Here are three key areas that I immediately think of as central to Agility:

(1) High levels of collaboration are required— One of the hallmarks of agility is collaborating across the team. Testers are sort of a glue layer that facilitates this. From a requirements perspective, they should work with the agile customer to define requirements (stories), acceptance test cases, and then running the tests. You could make the case that they move towards a more traditional Business Analyst role. Beyond that, they are also working with the developers to implement, test, and accept features. They very much facilitate the definition, construction and verification of each feature being implemented per iteration. At the same time, they're also responsible for their more typical, for example regression and end-to-end testing.

(2) Technology comfort, software development skills, and even soft skills—Quite often agile testers pair with developers during feature development. Often they are focused towards verifying the operation of a feature and running various sorts of tests.  You have to be comfortable with your product and development technologies to do this well. While this might not always mean writing code, you need to bring some value to the table as a development peer—even if that is relentless listening and open-minded learning from them.

Beyond the technical aspects, testers in an agile environment need to be good communicators. This isn't solely focused on bugs, but includes all aspects of getting the project done and sharing insights on just how well the code is evolving and features are being implemented. Consider this the Voice of the Customer and the Compass for the Project personas, which are crucial for agile teams. Finally, there needs to be a transition from "Quality Cop" to one of "Quality Partner".

(3) Comfort & trust with Just-in-Time delivery—Everything in agile is built incrementally. Part of it is driven by the Lean principle of reducing and avoiding waste. Waste in this sense is anything that the team produces that isn't truly used. We've all probably written a 100+ page test plan because the process or our boss says to write one. Even though we know nobody is actually going to read or use it. From a Lean perspective, this effort was waste.

Agile/Lean tries to build things in smaller chunks—so perhaps 10 pages at a time. You iterate until nobody is reading it or using it, then you stop. This perspective permeates coding, requirements, planning, testing—literally all aspects of agile teams.
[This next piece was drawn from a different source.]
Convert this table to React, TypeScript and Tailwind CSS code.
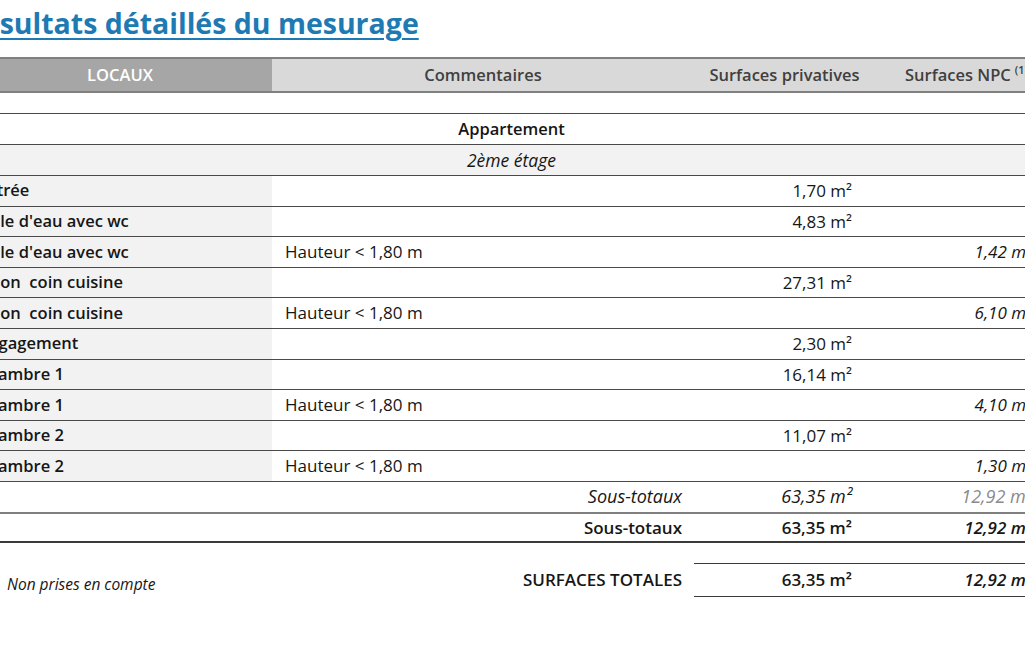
import React from "react";

interface RoomRow {
  name: string;
  comment?: string;
  privative?: string;
  npc?: string;
}

const rooms: RoomRow[] = [
  { name: "Entrée", privative: "1,70 m²" },
  { name: "Salle d'eau avec wc", privative: "4,83 m²" },
  { name: "Salle d'eau avec wc", comment: "Hauteur < 1,80 m", npc: "1,42 m²" },
  { name: "Salon  coin cuisine", privative: "27,31 m²" },
  { name: "Salon  coin cuisine", comment: "Hauteur < 1,80 m", npc: "6,10 m²" },
  { name: "Dégagement", privative: "2,30 m²" },
  { name: "Chambre 1", privative: "16,14 m²" },
  { name: "Chambre 1", comment: "Hauteur < 1,80 m", npc: "4,10 m²" },
  { name: "Chambre 2", privative: "11,07 m²" },
  { name: "Chambre 2", comment: "Hauteur < 1,80 m", npc: "1,30 m²" },
];

const cols = "grid grid-cols-[304px_422px_181px_180px]";

const App: React.FC = () => {
  return (
    <div
      className="w-[1025px] h-[650px] overflow-hidden bg-white text-[#161616]"
      style={{ fontFamily: "'Open Sans', 'Noto Sans', sans-serif" }}
    >
      <div className="-ml-[32px] w-[1087px]">
        {/* title */}
        <div className="h-[57px] pt-[5px]">
          <h1 className="-ml-[4px] text-[28.5px] font-bold text-[#1e7ab3] underline decoration-2 underline-offset-[4px] leading-[36px] whitespace-nowrap">
            Résultats détaillés du mesurage
          </h1>
        </div>

        {/* header */}
        <div className={`${cols} h-[36px] border-y-2 border-[#808080] text-[16.5px] font-semibold`}>
          <div className="bg-[#a6a6a6] text-white flex items-center justify-center">LOCAUX</div>
          <div className="bg-[#d9d9d9] text-[#404040] flex items-center justify-center">Commentaires</div>
          <div className="bg-[#d9d9d9] text-[#404040] flex items-center justify-center">Surfaces privatives</div>
          <div className="bg-[#d9d9d9] text-[#404040] flex items-center pl-[30px] whitespace-nowrap">
            Surfaces NPC <sup className="text-[11px] ml-1">(1)</sup>
          </div>
        </div>

        <div className="h-[20px]" />

        <div className="border-t-[1.5px] border-[#4a4a4a] h-[31px] flex items-center justify-center text-[16.5px] font-semibold">
          Appartement
        </div>
        <div className="border-t-[1.5px] border-[#4a4a4a] h-[31px] flex items-center justify-center text-[17.5px] italic bg-[#f2f2f2]">
          2ème étage
        </div>

        {rooms.map((r, i) => (
          <div key={i} className={`${cols} border-t-[1.5px] border-[#4a4a4a] h-[30.6px] text-[17px]`}>
            <div className="bg-[#f2f2f2] font-semibold text-[16.5px] flex items-center pl-[9px] whitespace-pre">{r.name}</div>
            <div className="flex items-center pl-[13px]">{r.comment}</div>
            <div className="flex items-center justify-end pr-[23px]">{r.privative}</div>
            <div className="flex items-center justify-end pr-[23px] italic whitespace-nowrap">{r.npc}</div>
          </div>
        ))}

        <div className={`${cols} border-t-[1.5px] border-[#4a4a4a] h-[31px] text-[18px] italic`}>
          <div />
          <div className="flex items-center justify-end pr-[12px]">Sous-totaux</div>
          <div className="flex items-center justify-end pr-[23px]">63,35 m²</div>
          <div className="flex items-center justify-end pr-[23px] text-[#8a8a8a] whitespace-nowrap">12,92 m²</div>
        </div>
        <div className={`${cols} border-y-2 border-t-[#808080] border-b-[#3a3a3a] h-[31px] text-[17px] font-semibold`}>
          <div />
          <div className="flex items-center justify-end pr-[12px]">Sous-totaux</div>
          <div className="flex items-center justify-end pr-[23px]">63,35 m²</div>
          <div className="flex items-center justify-end pr-[23px] italic whitespace-nowrap">12,92 m²</div>
        </div>

        {/* totals */}
        <div className={`${cols} mt-[20px] text-[17px]`}>
          <div className="flex items-center pl-[39px] pt-[10px] text-[15.5px] italic">Non prises en compte</div>
          <div className="flex items-center justify-end pr-[12px] font-semibold">SURFACES TOTALES</div>
          <div className="col-span-2 grid grid-cols-[181px_180px] border-y-[1.5px] border-[#3a3a3a] h-[34px] font-semibold">
            <div className="flex items-center justify-end pr-[23px]">63,35 m²</div>
            <div className="flex items-center justify-end pr-[23px] italic whitespace-nowrap">12,92 m²</div>
          </div>
        </div>
      </div>
    </div>
  );
};

export default App;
I think it is very hard for testers to comfortably grasp it because they think it leads to shoddy work.

A final note about testers transitioning to agile teams. Look for a team that truly "gets" the agile quality proposition. That is—it isn't QA's job to gain application quality, instead it is the entire teams' job! Look for developers who understand unit testing and how to develop solid code. Who are passionate about quality and help achieve it by working with QA and the rest of the team to deliver excellent code. Look for a sane pace, mutual respect, and congruent organizational leadership. This is a good Agile environment and one where testing can be absolutely amazing!

OTN: Thank you very much for your time, Bob. I know that you are very interested on software process improvement, so let's finish with another quick tip. For OTN readers looking for ways to improve their QA processes, what do you think are some of the first things that they should evaluate?

Galen- Well, keeping in line with the agile theme. Always collaborate effectively as a team; make your work very visible —to everyone; work on the most important things first—always; and avoid as much waste as you possibly can. Multitasking is a waste element that I didn't mention above, but it is quite insidious in effect.

In my experience it is very common for testers to multitask across testing projects and efforts. However did you know that a task switch can often cost you 20% of your time between just 2 efforts? It is true! And it gets worst as you add more projects. By simply focusing more in your personal and team testing; you can get a very significant time return.

Many thanks Marina for asking me to contribute. It has been my pleasure!